Interface markup and scripts
++++++++++

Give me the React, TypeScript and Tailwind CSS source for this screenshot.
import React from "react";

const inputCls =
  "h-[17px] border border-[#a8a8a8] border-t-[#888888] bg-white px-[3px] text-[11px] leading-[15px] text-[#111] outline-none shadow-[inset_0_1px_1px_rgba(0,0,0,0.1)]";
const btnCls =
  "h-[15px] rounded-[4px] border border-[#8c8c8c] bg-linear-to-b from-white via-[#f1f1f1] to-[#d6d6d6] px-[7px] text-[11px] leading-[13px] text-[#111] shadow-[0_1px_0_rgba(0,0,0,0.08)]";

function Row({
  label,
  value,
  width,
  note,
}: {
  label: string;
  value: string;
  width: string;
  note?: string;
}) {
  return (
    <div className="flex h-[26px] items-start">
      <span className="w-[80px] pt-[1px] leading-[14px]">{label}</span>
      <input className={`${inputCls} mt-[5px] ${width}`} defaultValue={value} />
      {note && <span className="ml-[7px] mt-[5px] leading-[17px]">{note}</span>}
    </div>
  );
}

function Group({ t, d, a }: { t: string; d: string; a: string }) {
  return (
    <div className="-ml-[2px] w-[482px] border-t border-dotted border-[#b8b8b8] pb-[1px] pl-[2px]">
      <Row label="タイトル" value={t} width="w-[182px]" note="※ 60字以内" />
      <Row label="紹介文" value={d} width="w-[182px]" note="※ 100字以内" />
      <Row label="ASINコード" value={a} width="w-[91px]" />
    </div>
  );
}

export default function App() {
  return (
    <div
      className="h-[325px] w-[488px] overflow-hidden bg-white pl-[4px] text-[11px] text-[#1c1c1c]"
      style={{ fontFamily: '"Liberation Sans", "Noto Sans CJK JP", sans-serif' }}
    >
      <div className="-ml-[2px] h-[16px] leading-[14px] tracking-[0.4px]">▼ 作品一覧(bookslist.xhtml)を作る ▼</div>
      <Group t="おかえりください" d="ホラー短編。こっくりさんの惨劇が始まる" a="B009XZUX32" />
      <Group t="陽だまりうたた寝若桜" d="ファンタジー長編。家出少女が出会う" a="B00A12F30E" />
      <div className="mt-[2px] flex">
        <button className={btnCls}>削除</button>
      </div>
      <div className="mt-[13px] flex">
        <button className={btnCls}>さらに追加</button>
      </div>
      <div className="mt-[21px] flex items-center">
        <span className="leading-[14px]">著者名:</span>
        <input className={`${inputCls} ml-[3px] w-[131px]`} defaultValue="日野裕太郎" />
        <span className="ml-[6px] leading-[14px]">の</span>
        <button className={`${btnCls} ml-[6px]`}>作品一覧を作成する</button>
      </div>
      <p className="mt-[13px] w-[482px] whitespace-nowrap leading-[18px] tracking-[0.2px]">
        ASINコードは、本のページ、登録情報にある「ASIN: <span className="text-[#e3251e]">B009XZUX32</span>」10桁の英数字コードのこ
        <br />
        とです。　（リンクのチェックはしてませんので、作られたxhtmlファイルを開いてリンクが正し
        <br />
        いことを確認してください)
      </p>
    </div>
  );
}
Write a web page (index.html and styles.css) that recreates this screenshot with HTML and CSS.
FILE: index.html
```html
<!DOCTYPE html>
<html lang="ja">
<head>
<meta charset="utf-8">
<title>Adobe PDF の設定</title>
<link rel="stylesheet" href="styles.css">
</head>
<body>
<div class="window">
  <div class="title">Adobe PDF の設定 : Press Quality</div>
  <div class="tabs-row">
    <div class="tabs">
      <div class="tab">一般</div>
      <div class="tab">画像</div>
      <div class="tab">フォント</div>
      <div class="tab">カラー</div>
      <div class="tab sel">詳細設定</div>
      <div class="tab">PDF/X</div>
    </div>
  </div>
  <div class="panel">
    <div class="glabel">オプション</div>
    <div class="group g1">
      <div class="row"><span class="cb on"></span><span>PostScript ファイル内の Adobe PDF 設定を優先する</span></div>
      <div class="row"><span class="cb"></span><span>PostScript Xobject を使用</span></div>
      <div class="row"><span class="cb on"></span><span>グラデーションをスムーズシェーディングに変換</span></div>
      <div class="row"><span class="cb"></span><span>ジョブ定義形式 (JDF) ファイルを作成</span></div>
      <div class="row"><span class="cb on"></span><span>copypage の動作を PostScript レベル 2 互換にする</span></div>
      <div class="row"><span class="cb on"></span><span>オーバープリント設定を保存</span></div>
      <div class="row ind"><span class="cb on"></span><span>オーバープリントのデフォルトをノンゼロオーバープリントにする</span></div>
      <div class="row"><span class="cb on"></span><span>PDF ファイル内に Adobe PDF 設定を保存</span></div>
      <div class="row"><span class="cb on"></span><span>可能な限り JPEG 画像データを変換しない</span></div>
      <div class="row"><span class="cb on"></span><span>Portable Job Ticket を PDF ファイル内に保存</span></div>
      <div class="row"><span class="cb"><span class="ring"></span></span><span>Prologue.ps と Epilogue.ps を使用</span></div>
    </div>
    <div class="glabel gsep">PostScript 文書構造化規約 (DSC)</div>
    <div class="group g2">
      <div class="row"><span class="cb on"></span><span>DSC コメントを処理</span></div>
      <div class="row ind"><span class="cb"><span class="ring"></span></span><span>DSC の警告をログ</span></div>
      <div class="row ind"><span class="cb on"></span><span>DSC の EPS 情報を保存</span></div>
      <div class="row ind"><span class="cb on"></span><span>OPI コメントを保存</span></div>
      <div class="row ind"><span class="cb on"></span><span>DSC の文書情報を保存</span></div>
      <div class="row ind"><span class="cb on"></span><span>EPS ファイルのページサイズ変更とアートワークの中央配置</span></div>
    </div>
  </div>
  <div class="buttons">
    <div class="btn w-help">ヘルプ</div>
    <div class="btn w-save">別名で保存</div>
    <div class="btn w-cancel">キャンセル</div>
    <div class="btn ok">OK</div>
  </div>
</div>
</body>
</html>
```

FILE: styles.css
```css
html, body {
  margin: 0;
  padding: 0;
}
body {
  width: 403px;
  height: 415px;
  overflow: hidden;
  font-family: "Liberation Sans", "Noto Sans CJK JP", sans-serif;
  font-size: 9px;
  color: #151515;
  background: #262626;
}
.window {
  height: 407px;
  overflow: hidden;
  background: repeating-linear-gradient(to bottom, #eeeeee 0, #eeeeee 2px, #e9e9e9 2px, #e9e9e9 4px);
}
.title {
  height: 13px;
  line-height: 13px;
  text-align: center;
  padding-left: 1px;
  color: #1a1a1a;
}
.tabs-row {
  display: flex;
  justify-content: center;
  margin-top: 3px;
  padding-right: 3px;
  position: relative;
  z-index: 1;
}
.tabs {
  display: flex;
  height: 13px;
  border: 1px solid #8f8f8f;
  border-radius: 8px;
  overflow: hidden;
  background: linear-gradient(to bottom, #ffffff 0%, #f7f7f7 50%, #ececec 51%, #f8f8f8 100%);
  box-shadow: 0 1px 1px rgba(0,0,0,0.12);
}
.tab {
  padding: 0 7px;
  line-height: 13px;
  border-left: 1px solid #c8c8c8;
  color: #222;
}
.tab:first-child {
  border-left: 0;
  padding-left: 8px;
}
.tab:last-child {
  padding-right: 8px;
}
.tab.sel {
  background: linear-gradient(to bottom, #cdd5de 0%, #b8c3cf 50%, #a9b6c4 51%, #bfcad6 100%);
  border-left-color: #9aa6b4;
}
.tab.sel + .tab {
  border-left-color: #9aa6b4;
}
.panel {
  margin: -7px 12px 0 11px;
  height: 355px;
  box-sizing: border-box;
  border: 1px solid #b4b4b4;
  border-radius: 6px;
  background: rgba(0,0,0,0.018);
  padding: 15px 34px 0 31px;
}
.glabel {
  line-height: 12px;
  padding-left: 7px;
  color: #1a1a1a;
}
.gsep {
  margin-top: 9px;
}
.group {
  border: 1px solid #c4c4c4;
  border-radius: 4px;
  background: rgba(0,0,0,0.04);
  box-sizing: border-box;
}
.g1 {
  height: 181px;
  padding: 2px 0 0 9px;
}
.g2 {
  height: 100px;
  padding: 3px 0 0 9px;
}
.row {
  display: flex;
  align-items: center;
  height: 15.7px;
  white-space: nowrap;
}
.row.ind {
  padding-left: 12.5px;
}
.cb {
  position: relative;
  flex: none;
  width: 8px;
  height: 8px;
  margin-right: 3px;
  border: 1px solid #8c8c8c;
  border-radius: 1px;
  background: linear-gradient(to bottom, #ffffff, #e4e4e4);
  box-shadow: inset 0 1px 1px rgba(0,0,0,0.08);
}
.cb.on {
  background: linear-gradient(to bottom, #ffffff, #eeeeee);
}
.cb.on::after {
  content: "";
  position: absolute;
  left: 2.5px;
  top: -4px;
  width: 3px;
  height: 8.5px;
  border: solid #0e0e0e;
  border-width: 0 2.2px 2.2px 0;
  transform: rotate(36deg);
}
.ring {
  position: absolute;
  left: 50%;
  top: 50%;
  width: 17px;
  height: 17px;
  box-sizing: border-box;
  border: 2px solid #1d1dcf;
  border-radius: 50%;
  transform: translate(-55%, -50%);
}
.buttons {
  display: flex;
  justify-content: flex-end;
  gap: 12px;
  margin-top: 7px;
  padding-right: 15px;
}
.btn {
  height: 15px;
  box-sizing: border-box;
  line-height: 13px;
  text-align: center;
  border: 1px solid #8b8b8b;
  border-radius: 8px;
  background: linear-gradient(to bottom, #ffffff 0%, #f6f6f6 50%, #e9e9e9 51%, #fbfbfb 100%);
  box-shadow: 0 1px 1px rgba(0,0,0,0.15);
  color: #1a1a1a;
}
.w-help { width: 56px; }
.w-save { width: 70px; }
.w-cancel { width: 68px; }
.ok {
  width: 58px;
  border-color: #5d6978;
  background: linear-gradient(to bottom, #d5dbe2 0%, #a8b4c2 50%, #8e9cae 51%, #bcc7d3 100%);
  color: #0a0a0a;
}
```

++++++++++

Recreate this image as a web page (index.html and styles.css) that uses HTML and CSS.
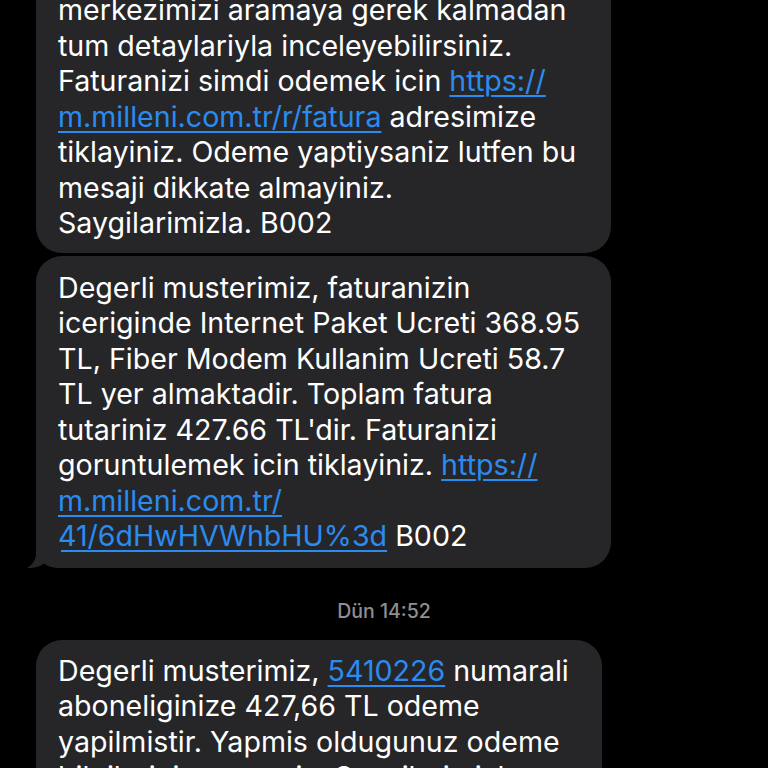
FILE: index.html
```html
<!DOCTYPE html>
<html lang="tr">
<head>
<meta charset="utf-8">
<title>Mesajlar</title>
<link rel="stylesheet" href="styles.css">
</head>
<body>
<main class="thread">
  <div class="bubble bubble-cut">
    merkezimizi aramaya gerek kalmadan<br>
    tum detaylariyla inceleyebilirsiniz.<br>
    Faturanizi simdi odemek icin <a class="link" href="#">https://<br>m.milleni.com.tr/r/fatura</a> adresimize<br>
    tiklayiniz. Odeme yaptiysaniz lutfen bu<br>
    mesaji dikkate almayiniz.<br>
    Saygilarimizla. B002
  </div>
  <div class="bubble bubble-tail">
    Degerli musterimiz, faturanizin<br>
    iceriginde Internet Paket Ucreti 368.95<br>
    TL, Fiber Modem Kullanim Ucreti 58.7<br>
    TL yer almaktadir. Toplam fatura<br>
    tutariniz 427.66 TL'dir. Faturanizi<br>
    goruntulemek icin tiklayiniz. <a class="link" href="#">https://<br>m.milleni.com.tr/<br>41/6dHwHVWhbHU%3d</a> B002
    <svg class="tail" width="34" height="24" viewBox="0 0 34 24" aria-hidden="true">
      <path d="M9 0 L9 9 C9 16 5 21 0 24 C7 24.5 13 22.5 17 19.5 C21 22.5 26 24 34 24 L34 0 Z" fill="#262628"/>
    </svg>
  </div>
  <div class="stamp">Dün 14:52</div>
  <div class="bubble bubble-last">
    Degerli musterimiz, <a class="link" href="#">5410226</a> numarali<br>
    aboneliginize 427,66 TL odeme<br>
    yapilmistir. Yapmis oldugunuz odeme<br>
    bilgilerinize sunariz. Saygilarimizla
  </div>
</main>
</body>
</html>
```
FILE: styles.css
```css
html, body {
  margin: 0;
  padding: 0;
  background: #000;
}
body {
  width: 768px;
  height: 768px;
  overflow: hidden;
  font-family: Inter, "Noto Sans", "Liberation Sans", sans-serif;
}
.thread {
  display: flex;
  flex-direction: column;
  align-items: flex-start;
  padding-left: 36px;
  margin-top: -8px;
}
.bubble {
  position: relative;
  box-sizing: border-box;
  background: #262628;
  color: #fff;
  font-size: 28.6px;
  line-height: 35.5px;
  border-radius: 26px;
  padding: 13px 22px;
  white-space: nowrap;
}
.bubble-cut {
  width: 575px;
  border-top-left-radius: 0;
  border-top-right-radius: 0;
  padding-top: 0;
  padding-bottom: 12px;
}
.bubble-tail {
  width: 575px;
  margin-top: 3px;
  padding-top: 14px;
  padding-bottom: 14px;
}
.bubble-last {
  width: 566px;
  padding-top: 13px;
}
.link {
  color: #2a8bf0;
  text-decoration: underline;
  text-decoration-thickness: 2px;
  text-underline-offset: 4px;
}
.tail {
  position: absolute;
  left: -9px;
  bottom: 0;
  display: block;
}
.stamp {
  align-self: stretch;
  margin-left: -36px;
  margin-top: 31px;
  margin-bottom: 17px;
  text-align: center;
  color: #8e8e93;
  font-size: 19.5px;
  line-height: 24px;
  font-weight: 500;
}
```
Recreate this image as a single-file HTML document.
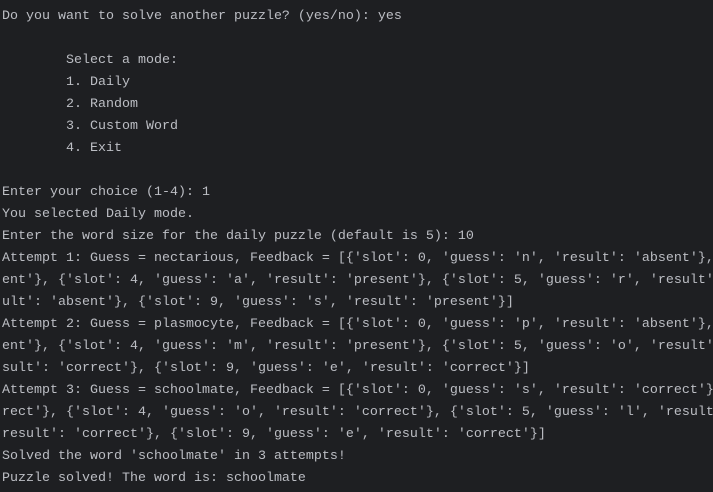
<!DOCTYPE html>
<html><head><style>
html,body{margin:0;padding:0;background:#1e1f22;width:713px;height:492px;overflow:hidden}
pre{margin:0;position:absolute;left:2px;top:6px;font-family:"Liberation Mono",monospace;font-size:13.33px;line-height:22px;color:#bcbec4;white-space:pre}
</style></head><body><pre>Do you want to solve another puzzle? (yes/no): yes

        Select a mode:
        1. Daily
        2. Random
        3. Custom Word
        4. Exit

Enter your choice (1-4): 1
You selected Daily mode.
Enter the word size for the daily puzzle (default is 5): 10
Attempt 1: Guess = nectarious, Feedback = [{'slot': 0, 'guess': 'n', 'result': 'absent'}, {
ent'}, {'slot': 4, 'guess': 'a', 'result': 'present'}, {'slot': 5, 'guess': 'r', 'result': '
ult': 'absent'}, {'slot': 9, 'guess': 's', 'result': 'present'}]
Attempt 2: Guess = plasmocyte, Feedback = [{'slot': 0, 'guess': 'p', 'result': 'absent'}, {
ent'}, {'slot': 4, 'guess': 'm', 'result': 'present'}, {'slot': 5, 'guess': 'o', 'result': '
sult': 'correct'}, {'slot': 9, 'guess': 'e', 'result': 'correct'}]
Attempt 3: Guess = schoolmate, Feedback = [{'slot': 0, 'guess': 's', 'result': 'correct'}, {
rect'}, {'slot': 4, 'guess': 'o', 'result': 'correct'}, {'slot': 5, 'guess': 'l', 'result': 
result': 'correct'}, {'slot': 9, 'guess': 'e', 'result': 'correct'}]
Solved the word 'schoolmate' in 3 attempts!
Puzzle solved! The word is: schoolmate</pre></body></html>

++++++++++

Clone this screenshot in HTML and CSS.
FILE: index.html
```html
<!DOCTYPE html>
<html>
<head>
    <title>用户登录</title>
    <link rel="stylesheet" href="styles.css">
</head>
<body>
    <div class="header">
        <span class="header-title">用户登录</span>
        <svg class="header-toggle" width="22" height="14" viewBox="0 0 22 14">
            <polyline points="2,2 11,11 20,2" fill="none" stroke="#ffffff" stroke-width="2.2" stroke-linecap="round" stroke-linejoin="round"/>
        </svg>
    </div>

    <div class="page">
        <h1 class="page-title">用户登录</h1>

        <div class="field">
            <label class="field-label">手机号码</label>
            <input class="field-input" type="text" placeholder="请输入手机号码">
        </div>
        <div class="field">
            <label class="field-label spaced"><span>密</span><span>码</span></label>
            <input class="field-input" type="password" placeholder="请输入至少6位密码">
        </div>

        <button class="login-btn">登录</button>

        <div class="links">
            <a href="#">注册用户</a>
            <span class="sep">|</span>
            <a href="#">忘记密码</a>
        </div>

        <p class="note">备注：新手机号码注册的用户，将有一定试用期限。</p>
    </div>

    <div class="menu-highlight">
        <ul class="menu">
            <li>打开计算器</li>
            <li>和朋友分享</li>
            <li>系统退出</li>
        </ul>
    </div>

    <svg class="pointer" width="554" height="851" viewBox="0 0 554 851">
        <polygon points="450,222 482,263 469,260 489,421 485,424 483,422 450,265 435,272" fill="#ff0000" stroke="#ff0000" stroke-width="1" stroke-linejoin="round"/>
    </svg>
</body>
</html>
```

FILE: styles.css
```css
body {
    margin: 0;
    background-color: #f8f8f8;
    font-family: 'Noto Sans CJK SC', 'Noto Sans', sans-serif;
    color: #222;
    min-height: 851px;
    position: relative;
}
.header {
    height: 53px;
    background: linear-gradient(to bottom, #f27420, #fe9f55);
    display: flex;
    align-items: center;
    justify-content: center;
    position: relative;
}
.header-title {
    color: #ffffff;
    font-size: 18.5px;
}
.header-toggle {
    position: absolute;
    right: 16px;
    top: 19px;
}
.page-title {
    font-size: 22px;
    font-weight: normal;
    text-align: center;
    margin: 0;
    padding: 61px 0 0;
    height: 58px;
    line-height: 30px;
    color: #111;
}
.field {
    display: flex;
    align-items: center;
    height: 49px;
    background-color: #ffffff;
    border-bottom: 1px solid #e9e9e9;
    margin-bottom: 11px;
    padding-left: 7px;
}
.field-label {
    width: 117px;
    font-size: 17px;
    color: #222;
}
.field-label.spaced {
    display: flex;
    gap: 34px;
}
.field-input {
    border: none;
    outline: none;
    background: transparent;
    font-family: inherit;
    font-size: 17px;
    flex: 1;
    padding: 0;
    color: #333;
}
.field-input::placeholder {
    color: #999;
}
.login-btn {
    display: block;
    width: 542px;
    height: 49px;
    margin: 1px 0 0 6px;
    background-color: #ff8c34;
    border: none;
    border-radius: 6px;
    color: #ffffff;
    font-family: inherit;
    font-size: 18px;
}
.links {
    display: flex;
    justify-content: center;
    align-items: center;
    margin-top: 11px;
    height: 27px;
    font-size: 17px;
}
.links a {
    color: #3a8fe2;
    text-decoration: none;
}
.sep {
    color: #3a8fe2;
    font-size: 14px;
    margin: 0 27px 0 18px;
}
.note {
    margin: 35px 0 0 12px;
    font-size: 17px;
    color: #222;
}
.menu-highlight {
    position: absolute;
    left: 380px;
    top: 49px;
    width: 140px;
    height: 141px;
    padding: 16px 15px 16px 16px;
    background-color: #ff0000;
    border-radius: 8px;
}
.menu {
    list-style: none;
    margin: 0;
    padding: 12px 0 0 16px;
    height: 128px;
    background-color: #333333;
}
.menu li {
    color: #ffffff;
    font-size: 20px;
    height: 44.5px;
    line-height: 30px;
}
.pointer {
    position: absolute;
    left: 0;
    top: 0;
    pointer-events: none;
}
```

++++++++++

**Your goal**
Using the entries above, extract exactly the span from the line with "Give me the" to the line with "rounded-[4px] border border-[#8c8c8c]", both lines included; leave out everything else.

**Problem solution**
Give me the React, TypeScript and Tailwind CSS source for this screenshot.
import React from "react";

const inputCls =
  "h-[17px] border border-[#a8a8a8] border-t-[#888888] bg-white px-[3px] text-[11px] leading-[15px] text-[#111] outline-none shadow-[inset_0_1px_1px_rgba(0,0,0,0.1)]";
const btnCls =
  "h-[15px] rounded-[4px] border border-[#8c8c8c] bg-linear-to-b from-white via-[#f1f1f1] to-[#d6d6d6] px-[7px] text-[11px] leading-[13px] text-[#111] shadow-[0_1px_0_rgba(0,0,0,0.08)]";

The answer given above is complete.